AC: As Melhores Coisas do Mundo será lançado nacionalmente, com exceção de Recife. Qual é a expectativa em relação a público?
Laís: Minha preocupação é que os adolescentes saibam que este filme existe. Se eles souberem acho que tem uma chance deste filme achar um caminho bacana. Estou me esforçando para avisar.
AC: Você já tem em vista algum novo projeto, após este filme?
Laís: Tenho uma peça que pretendo fazer no segundo semestre, com texto do Bráulio Mantovani. Tenho um projeto que ainda vai levar anos, que é infanto juvenil. Não tenho certeza se será o próximo, mas é um projeto muito querido sobre o nosso mito, o saci. Mas este vai demorar.

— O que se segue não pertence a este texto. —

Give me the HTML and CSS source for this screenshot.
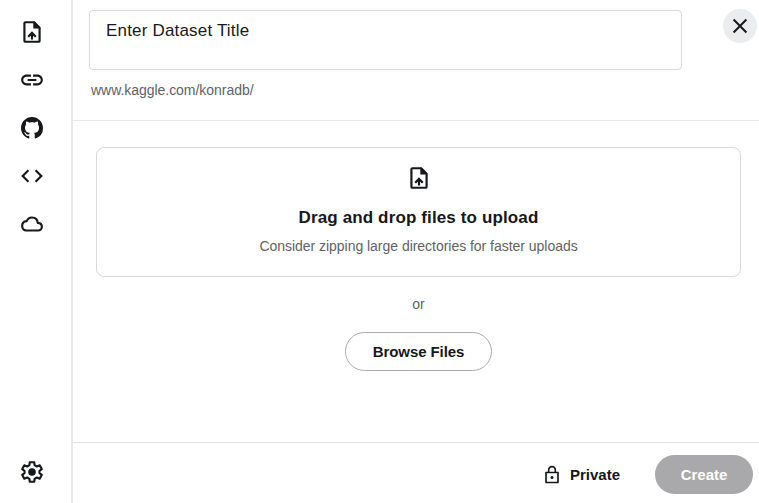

AC: Quando você lançou Bicho de Sete Cabeças era uma diretora estreante e ainda não tinha seu nome consolidado. Este já é um filme de Laís Bodanzky, as pessoas já sabem o que esperar pelo seu padrão de qualidade. Como você lida com isto?
Laís: Um filme na verdade é feito por uma equipe. Quando você fala em padrão de qualidade eu entendo como saber escolher uma boa equipe, pois a qualidade vem dela. Não é fácil montar uma equipe. Fico feliz, talvez esteja acertando nas equipes.
AC: O que mudou no cinema nacional nestes nove anos desde Bicho de Sete Cabeças, em relação a produção e divulgação?
Laís: Mudou bastante. Mudou a captação, a postura das empresas para compreender o que é arte. Mudou o preconceito do público, não tem mais. Hoje todo ano você tem um blockbuster brasileiro, as pessoas esperam e sabem. A mídia é carinhosa com o cinema brasileiro. É uma diferença quase que da água para o vinho.